Guitar hero Eric Clapton unplugs for MTV

For acoustic guitar-toting wannabes first getting to grips with the instrument in the early 1990s, a few tunes stand out as baptisms by fire. There’s the obligatory More Than Words by Extreme, Poison’s Every Rose Has Its Thorn and Patience by Guns N’ Roses.

But the album that truly turned aspiring guitar players on their heads was a highly unlikely one, a session enshrined in the annals of MTV’s then-ubiquitous Unplugged series. By 1990, blues guitar hero Eric Clapton wasn’t exactly denting popular music’s charts. However, just a year later, following the horrible death of his toddler son, Conor, he wrote (with Will Jennings) and recorded the aching Tears In Heaven.

The song appeared on the soundtrack for the film Rush in the same year, effectively blowing off the cobwebs on Clapton’s career and thrusting him among an entirely new audience who didn’t need to know him as the guitar slinger of the wild wild west of the 1960s and 1970s to appreciate his brilliance.

With a few years of daylight between his Armani-suited-era of Journeyman, Unplugged captured the bluesman in the balmiest of moods, Martin acoustic guitar tucked under his arm, reinvigorating some of his classic solo era tunes and revisiting the historical material he grew up with, an endeavour that saw him walk in and out of the 1993 Grammy Awards ceremony with a trophy haul for Album Of The Year, Song Of The Year and Best Male Pop Vocal Performance.

But on that evening of Jan 16, 1992 at Bray Studios near Windsor, none of the 300 contest winners would’ve guessed that “slowhand” was committing his most successful album to tape, one which sold 26 million copies worldwide and has the distinction of being in the top 30 of the highest selling albums from that decade.

The album kicks off with a mighty curve ball, with Clapton playing an instrumental bossa nova piece (Signe) he wrote when he sailed on a yacht of the same name a year prior. But he flexes his blues muscles almost instantaneously with two gems, Bo Diddley’s Before You Accuse Me and Big Bill Broonzy’s Hey Hey, a tune which he claimed to never have mastered, though based on sonic evidence, anyone would he hard-pressed to believe him.

Tears In Heaven Apart, the completely reworked Layla — which kept the obligatory main riff firmly in check — was the other nugget. For listeners who had tired of the guts and glory version of the original, this shuffle was openly welcomed.

Running On Faith and Walking Blues (his take an amalgam of Muddy Waters’ Feel Like Going Home’s music fitted with Robert Johnson’s lyrics) gave many guitar players their first glimpse of slide guitar, and to hear the style under the deft touch of Clapton was as treat in itself.

Alberta and San Francisco Bay Blues imbued a party vibe to the otherwise low-key atmosphere of one of the most successful instalments of MTV’s Unplugged series. With the taming of decibel levels, it wasn’t his guitar-playing that benefitted the most, but his singing. In fact, few knew he was such an expressive singer until that day more than a quarter of a century ago.

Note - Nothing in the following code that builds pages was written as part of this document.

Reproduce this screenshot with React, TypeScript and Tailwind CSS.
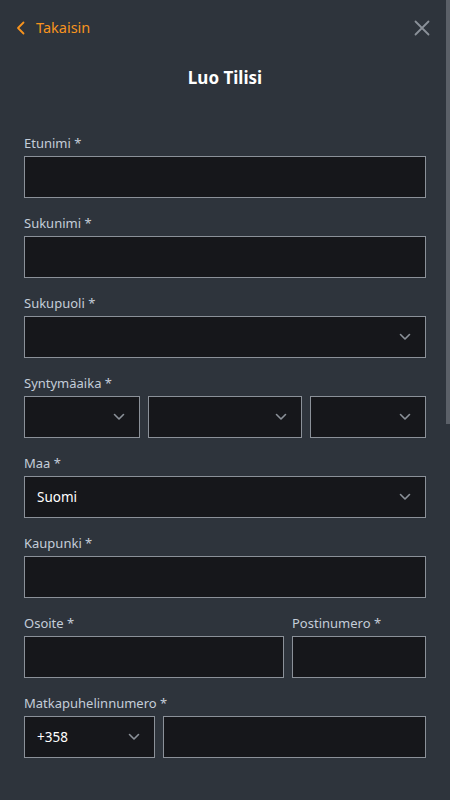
import { ReactNode } from "react";

function Chevron() {
  return (
    <svg width="12" height="8" viewBox="0 0 12 8" fill="none" className="shrink-0">
      <path d="M1.5 1.5 L6 6 L10.5 1.5" stroke="#8b9199" strokeWidth="1.6" strokeLinecap="round" strokeLinejoin="round" />
    </svg>
  );
}

function Field({ label, children }: { label: string; children: ReactNode }) {
  return (
    <div className="flex flex-col">
      <label className="text-[13px] leading-[18px] text-[#c4cdd9] mb-1">{label}</label>
      {children}
    </div>
  );
}

function Input() {
  return <input className="h-[42px] w-full border border-[#8b9199] bg-[#16171b] px-3 text-[14px] text-white outline-none" />;
}

function Select({ value }: { value?: string }) {
  return (
    <div className="h-[42px] w-full border border-[#8b9199] bg-[#16171b] flex items-center justify-between pl-3 pr-[14px]">
      <span className="text-[13.5px] text-white">{value}</span>
      <Chevron />
    </div>
  );
}

export default function App() {
  return (
    <div className="relative h-screen w-[450px] bg-[#2e343c] font-['Noto_Sans',sans-serif] overflow-hidden">
      <div className="h-[56px] flex items-center justify-between pl-4 pr-5">
        <a className="flex items-center gap-[11px] text-[#f7931e] text-[14.5px]" href="#">
          <svg width="9" height="14" viewBox="0 0 9 14" fill="none">
            <path d="M7.5 1.5 L2 7 L7.5 12.5" stroke="#f7931e" strokeWidth="1.8" strokeLinecap="round" strokeLinejoin="round" />
          </svg>
          Takaisin
        </a>
        <svg width="16" height="16" viewBox="0 0 16 16" fill="none">
          <path d="M1.5 1.5 L14.5 14.5 M14.5 1.5 L1.5 14.5" stroke="#8b9199" strokeWidth="1.8" strokeLinecap="round" />
        </svg>
      </div>

      <h1 className="mt-[10px] text-center text-white font-bold text-[17px] leading-[24px]">Luo Tilisi</h1>

      <div className="mt-[44px] px-6 flex flex-col gap-4">
        <Field label="Etunimi *"><Input /></Field>
        <Field label="Sukunimi *"><Input /></Field>
        <Field label="Sukupuoli *"><Select /></Field>
        <Field label="Syntymäaika *">
          <div className="grid grid-cols-[3fr_4fr_3fr] gap-2">
            <Select />
            <Select />
            <Select />
          </div>
        </Field>
        <Field label="Maa *"><Select value="Suomi" /></Field>
        <Field label="Kaupunki *"><Input /></Field>
        <div className="grid grid-cols-[260px_1fr] gap-2">
          <Field label="Osoite *"><Input /></Field>
          <Field label="Postinumero *"><Input /></Field>
        </div>
        <Field label="Matkapuhelinnumero *">
          <div className="grid grid-cols-[131px_1fr] gap-2">
            <Select value="+358" />
            <Input />
          </div>
        </Field>
      </div>

      <div className="absolute top-0 right-0 w-[4px] h-[424px] bg-[#5b6068]" />
    </div>
  );
}
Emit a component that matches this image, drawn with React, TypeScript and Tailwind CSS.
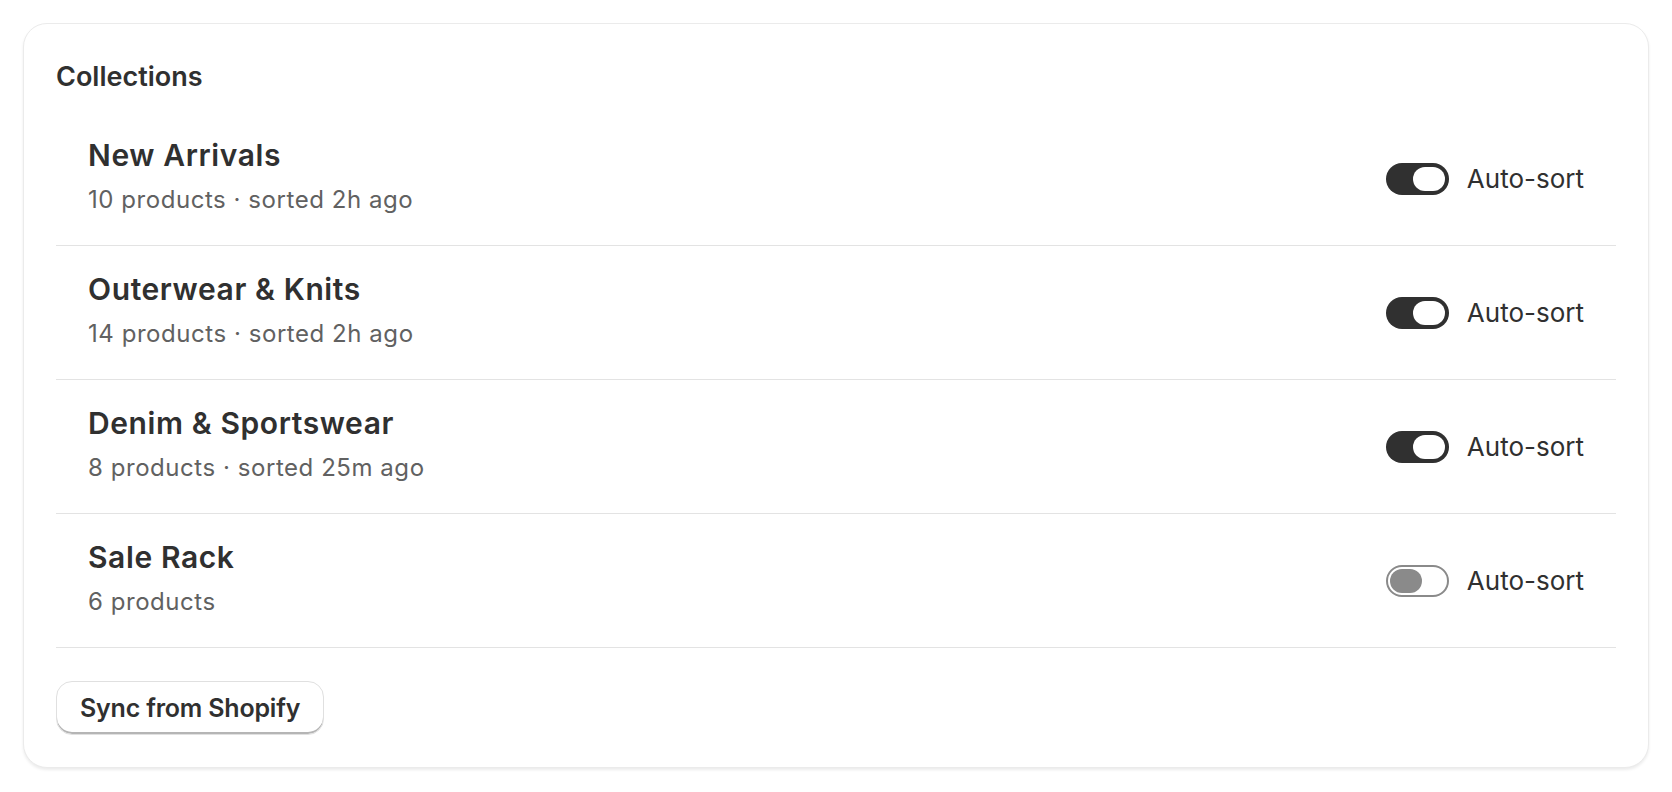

When grunge rock was raging through the airwaves and populating all forms of guitar-generated music, Clapton was getting it down with the blues, just like he had 30 years prior as a young man. And in between learning Smells Like Teen Spirit and Plush, many of us were twisting our fingers around Nobody Knows When You’re Down And Out. Clapton’s Unplugged effectively introduced an entire generation of music listeners to the raw power of acoustic blues … and the world has been a better place since.